Hacker News new | ask | show | jobs
by RX14 2360 days ago
> We’ve been waiting for years.

I know, and it's unfortunate that there's not been time to work on this. I don't think people understand how small a language like Crystal is though. There's just one person working full-time on it currently!

If you'd like Windows support, one thing you could do to help is donate time or money to the Crystal project [1].

[1] https://salt.bountysource.com/teams/crystal-lang and https://opencollective.com/crystal-lang

1 comments

>> We’ve been waiting for years.

Given the current status of the Windows port or any other issue, it is no good as a programmer "Waiting for years" and not even donating to said project and expecting any progress. That's like creating a new motor company with zero funding with a small team of less than 20 and its users begging for progress on a production-ready concept car in Q4.

> If you'd like Windows support, one thing you could do to help is donate time or money to the Crystal project

That's the sort of impression I expect from any meritocratic open-source project these days. Anyone interested in the project can donate their time to getting Windows support working or if they can't do that GitHub sponsors provides the shortest route to donating to devs (Like yourself RX14) who work on Crystal. No excuses from 'interested programmers' who want to use Crystal to complain for years about Windows on Crystal then.
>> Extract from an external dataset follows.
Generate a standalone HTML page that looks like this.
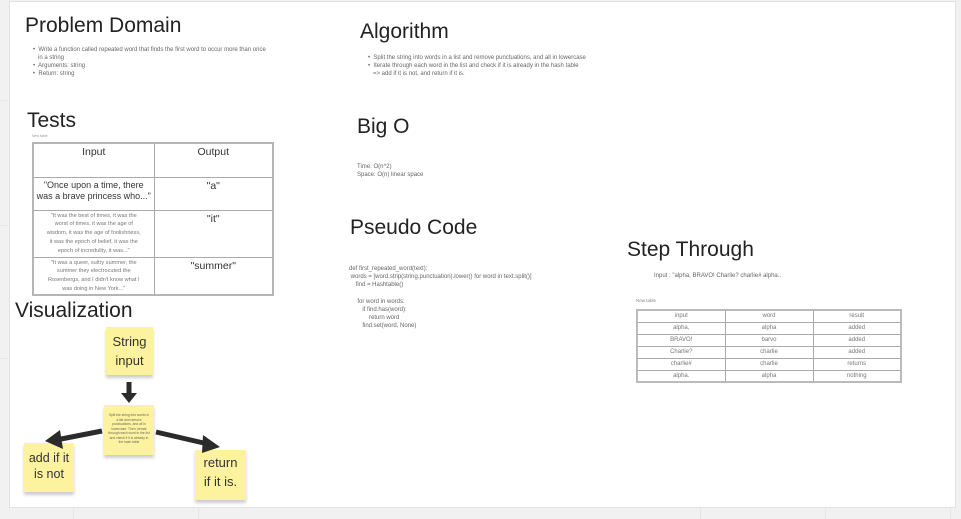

There's a lot of people like myself that can code, but aren't at the level of doing Windows ports. Strictly speaking, it would be a very big effort for some folks, so they wait.
The basic foundations of a Windows port are already in place for Crystal, merged into master. In fact you can can already cross-compile a "Hello World" on Windows.

This means the port is in a place where the community can pitch in and help port little bits of the standard library, and help bring it into a release-ready condition.

I'm sure the crystal devs have done a great job, but again let me echo, just because I can write code at an intermediate level, doesn't mean I'd have a clue where to start or what to do in a project like this. I suppose you can never learn if you don't jump in, but it would be very difficult and time consuming. Maybe if there was a way to specify exactly what needs to be done so those less saavy could be directly pointed towards where to help? I'm not sure how this is really done.
I'd disagree with the point of sponsoring really. In theory it's a cool idea... but if there are not enough devs to even start the effort, there won't be any to maintain it either. Adding windows support now would only slow down development that is happening now. And potentially it could place the authors in an uncomfortable situation where they feel obligated to support something they've got no interest / expertise in.